With help from adult mental health services and other organisations, she began to recover, though she was still entangled with Fleming to some extent. Gardaí contacted her about the first assault and she told them about the second. In late 2016, she was told charges would be brought against Fleming.
She was very nervous going to court and almost lost courage, she says. Her mother died of cancer a week before the court date, in July this year. But friends supported her.
On the day, her best friend went with her and her ex-partner gave evidence. Fleming sat behind her in the court when they first arrived and that was difficult, she says, she could hear him sniggering and it made her feel small.
Prison sentence
When she gave her evidence, she says Judge Miriam Malone was understanding about the mental element of the abuse. When Fleming gave evidence he blamed her bruising on rough sex, she says, and lost his temper in the witness box.

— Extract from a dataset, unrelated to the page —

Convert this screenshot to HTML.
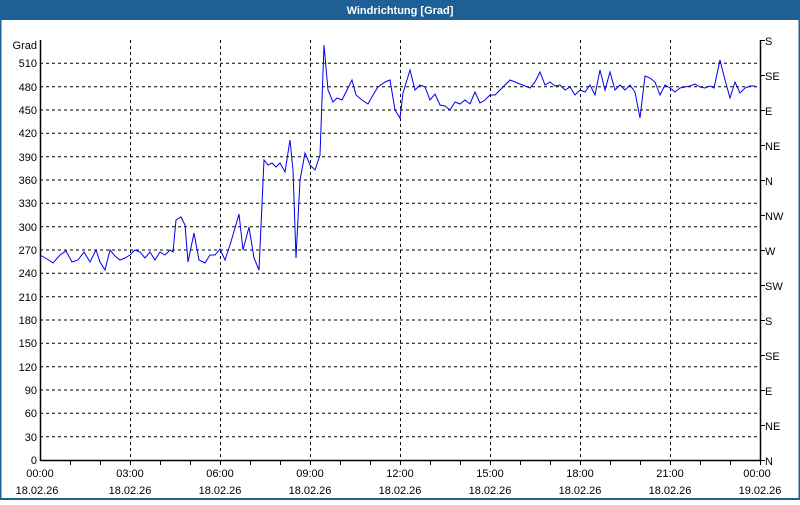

It was a weight off her shoulders when he got a prison sentence.
“Before I went to court I thought he’d get away and laugh in my face, it was such a relief to be believed, it was not my fault and just to know he’s getting punished for what he did.”
She says it took a lot of counselling to get Fleming out of her head, and in the end she had to do it herself. “I’m still healing, but now I feel I’m finally free,” she says.
She recommends Women’s Aid and Sonas for the non-judgmental support they gave her and she found particular help in a support group, where she could talk to women who had been through similar experiences.
Ms Parsons says she wants women and men in abusive relationships to know it is not their fault.
“No matter how much you think you can’t get away … there is always a way out and things will get better,” she says. “I remember at times I thought ‘I don’t want to live’, but now I can see so much and I realise I have so much to live for. My kids need me, I always knew they needed me, but I felt they deserved better. Now I know there is help out there, it’s never your fault, no matter what.”
She urges others to come forward, speak out and go to the Garda and to court.
“I remember for ages I thought it was a waste of time, it went on so long, but in the end it definitely was worth it.”